>> begin INFORMATION SHOWN
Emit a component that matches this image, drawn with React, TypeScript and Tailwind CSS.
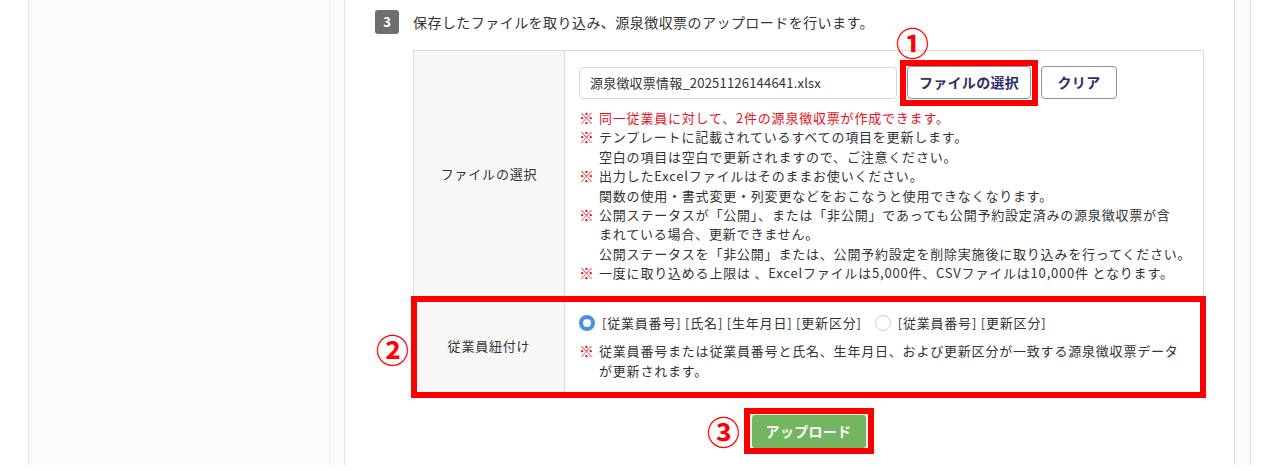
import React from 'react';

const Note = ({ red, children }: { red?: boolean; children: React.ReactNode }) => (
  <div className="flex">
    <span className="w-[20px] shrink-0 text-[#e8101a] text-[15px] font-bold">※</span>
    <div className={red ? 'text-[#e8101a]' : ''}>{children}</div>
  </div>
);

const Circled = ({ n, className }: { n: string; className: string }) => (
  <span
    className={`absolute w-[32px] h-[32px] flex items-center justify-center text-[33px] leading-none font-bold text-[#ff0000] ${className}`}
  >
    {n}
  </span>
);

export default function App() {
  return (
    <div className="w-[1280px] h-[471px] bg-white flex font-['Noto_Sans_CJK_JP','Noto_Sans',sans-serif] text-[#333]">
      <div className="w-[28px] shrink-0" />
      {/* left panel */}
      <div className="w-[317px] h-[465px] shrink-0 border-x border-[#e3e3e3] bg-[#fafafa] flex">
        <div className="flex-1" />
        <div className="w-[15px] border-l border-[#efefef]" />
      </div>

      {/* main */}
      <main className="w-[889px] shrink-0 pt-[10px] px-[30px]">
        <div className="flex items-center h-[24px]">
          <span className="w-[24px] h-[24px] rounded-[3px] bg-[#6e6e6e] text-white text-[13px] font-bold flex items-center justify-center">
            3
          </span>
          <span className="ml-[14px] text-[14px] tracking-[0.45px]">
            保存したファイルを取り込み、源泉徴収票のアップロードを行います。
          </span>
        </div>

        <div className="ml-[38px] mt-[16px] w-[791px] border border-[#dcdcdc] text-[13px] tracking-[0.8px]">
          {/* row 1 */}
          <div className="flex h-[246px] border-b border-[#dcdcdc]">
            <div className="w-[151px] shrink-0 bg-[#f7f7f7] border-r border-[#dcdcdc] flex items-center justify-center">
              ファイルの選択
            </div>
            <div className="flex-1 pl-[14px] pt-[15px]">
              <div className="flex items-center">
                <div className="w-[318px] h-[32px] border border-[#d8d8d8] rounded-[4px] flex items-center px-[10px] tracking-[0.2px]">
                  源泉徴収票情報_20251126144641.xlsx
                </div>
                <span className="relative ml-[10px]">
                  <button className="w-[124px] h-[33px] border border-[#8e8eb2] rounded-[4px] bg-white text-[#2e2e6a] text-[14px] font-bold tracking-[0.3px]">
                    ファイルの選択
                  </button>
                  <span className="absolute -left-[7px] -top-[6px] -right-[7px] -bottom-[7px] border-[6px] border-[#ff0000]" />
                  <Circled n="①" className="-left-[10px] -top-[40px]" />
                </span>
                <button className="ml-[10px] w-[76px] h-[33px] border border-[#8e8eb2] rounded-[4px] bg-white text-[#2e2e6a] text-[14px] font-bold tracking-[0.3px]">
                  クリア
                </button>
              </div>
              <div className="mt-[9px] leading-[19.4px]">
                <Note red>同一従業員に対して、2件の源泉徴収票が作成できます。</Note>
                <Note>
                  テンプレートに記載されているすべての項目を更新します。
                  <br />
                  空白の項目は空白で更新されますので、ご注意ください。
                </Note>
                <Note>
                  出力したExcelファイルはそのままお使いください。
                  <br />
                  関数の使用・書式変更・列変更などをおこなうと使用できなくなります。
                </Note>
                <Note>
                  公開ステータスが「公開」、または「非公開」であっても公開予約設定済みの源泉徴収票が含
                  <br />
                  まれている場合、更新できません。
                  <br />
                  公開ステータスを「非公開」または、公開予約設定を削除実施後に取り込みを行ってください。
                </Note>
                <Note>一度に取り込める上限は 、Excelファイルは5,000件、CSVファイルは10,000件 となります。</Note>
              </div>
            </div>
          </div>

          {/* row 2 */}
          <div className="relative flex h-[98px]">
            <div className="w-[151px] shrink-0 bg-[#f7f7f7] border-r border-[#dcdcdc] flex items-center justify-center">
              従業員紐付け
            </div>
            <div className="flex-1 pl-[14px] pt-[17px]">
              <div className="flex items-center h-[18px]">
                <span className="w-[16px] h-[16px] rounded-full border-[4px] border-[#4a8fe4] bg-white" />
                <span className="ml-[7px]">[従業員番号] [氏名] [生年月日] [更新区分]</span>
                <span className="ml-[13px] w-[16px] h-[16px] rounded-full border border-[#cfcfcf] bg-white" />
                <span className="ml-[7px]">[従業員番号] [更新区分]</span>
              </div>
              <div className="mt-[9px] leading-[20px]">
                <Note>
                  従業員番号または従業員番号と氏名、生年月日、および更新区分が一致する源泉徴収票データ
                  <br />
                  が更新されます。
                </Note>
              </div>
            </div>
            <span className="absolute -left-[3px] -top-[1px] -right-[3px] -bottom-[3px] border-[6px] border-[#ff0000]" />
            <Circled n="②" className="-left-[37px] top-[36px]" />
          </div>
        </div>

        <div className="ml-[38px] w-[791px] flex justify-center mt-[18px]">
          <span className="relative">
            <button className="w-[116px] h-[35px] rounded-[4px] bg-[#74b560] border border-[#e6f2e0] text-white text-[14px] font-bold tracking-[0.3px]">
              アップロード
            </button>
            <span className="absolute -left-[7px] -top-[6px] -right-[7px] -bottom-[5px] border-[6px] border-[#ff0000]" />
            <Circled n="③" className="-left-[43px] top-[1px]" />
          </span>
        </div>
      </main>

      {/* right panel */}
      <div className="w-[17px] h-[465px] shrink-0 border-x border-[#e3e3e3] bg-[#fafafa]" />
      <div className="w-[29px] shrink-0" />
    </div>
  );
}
>> end INFORMATION SHOWN
What is needed is an exact reproduction of the data, pictures excluded.

**FINAL ANSWER**
Emit a component that matches this image, drawn with React, TypeScript and Tailwind CSS.
import React from 'react';

const Note = ({ red, children }: { red?: boolean; children: React.ReactNode }) => (
  <div className="flex">
    <span className="w-[20px] shrink-0 text-[#e8101a] text-[15px] font-bold">※</span>
    <div className={red ? 'text-[#e8101a]' : ''}>{children}</div>
  </div>
);

const Circled = ({ n, className }: { n: string; className: string }) => (
  <span
    className={`absolute w-[32px] h-[32px] flex items-center justify-center text-[33px] leading-none font-bold text-[#ff0000] ${className}`}
  >
    {n}
  </span>
);

export default function App() {
  return (
    <div className="w-[1280px] h-[471px] bg-white flex font-['Noto_Sans_CJK_JP','Noto_Sans',sans-serif] text-[#333]">
      <div className="w-[28px] shrink-0" />
      {/* left panel */}
      <div className="w-[317px] h-[465px] shrink-0 border-x border-[#e3e3e3] bg-[#fafafa] flex">
        <div className="flex-1" />
        <div className="w-[15px] border-l border-[#efefef]" />
      </div>

      {/* main */}
      <main className="w-[889px] shrink-0 pt-[10px] px-[30px]">
        <div className="flex items-center h-[24px]">
          <span className="w-[24px] h-[24px] rounded-[3px] bg-[#6e6e6e] text-white text-[13px] font-bold flex items-center justify-center">
            3
          </span>
          <span className="ml-[14px] text-[14px] tracking-[0.45px]">
            保存したファイルを取り込み、源泉徴収票のアップロードを行います。
          </span>
        </div>

        <div className="ml-[38px] mt-[16px] w-[791px] border border-[#dcdcdc] text-[13px] tracking-[0.8px]">
          {/* row 1 */}
          <div className="flex h-[246px] border-b border-[#dcdcdc]">
            <div className="w-[151px] shrink-0 bg-[#f7f7f7] border-r border-[#dcdcdc] flex items-center justify-center">
              ファイルの選択
            </div>
            <div className="flex-1 pl-[14px] pt-[15px]">
              <div className="flex items-center">
                <div className="w-[318px] h-[32px] border border-[#d8d8d8] rounded-[4px] flex items-center px-[10px] tracking-[0.2px]">
                  源泉徴収票情報_20251126144641.xlsx
                </div>
                <span className="relative ml-[10px]">
                  <button className="w-[124px] h-[33px] border border-[#8e8eb2] rounded-[4px] bg-white text-[#2e2e6a] text-[14px] font-bold tracking-[0.3px]">
                    ファイルの選択
                  </button>
                  <span className="absolute -left-[7px] -top-[6px] -right-[7px] -bottom-[7px] border-[6px] border-[#ff0000]" />
                  <Circled n="①" className="-left-[10px] -top-[40px]" />
                </span>
                <button className="ml-[10px] w-[76px] h-[33px] border border-[#8e8eb2] rounded-[4px] bg-white text-[#2e2e6a] text-[14px] font-bold tracking-[0.3px]">
                  クリア
                </button>
              </div>
              <div className="mt-[9px] leading-[19.4px]">
                <Note red>同一従業員に対して、2件の源泉徴収票が作成できます。</Note>
                <Note>
                  テンプレートに記載されているすべての項目を更新します。
                  <br />
                  空白の項目は空白で更新されますので、ご注意ください。
                </Note>
                <Note>
                  出力したExcelファイルはそのままお使いください。
                  <br />
                  関数の使用・書式変更・列変更などをおこなうと使用できなくなります。
                </Note>
                <Note>
                  公開ステータスが「公開」、または「非公開」であっても公開予約設定済みの源泉徴収票が含
                  <br />
                  まれている場合、更新できません。
                  <br />
                  公開ステータスを「非公開」または、公開予約設定を削除実施後に取り込みを行ってください。
                </Note>
                <Note>一度に取り込める上限は 、Excelファイルは5,000件、CSVファイルは10,000件 となります。</Note>
              </div>
            </div>
          </div>

          {/* row 2 */}
          <div className="relative flex h-[98px]">
            <div className="w-[151px] shrink-0 bg-[#f7f7f7] border-r border-[#dcdcdc] flex items-center justify-center">
              従業員紐付け
            </div>
            <div className="flex-1 pl-[14px] pt-[17px]">
              <div className="flex items-center h-[18px]">
                <span className="w-[16px] h-[16px] rounded-full border-[4px] border-[#4a8fe4] bg-white" />
                <span className="ml-[7px]">[従業員番号] [氏名] [生年月日] [更新区分]</span>
                <span className="ml-[13px] w-[16px] h-[16px] rounded-full border border-[#cfcfcf] bg-white" />
                <span className="ml-[7px]">[従業員番号] [更新区分]</span>
              </div>
              <div className="mt-[9px] leading-[20px]">
                <Note>
                  従業員番号または従業員番号と氏名、生年月日、および更新区分が一致する源泉徴収票データ
                  <br />
                  が更新されます。
                </Note>
              </div>
            </div>
            <span className="absolute -left-[3px] -top-[1px] -right-[3px] -bottom-[3px] border-[6px] border-[#ff0000]" />
            <Circled n="②" className="-left-[37px] top-[36px]" />
          </div>
        </div>

        <div className="ml-[38px] w-[791px] flex justify-center mt-[18px]">
          <span className="relative">
            <button className="w-[116px] h-[35px] rounded-[4px] bg-[#74b560] border border-[#e6f2e0] text-white text-[14px] font-bold tracking-[0.3px]">
              アップロード
            </button>
            <span className="absolute -left-[7px] -top-[6px] -right-[7px] -bottom-[5px] border-[6px] border-[#ff0000]" />
            <Circled n="③" className="-left-[43px] top-[1px]" />
          </span>
        </div>
      </main>

      {/* right panel */}
      <div className="w-[17px] h-[465px] shrink-0 border-x border-[#e3e3e3] bg-[#fafafa]" />
      <div className="w-[29px] shrink-0" />
    </div>
  );
}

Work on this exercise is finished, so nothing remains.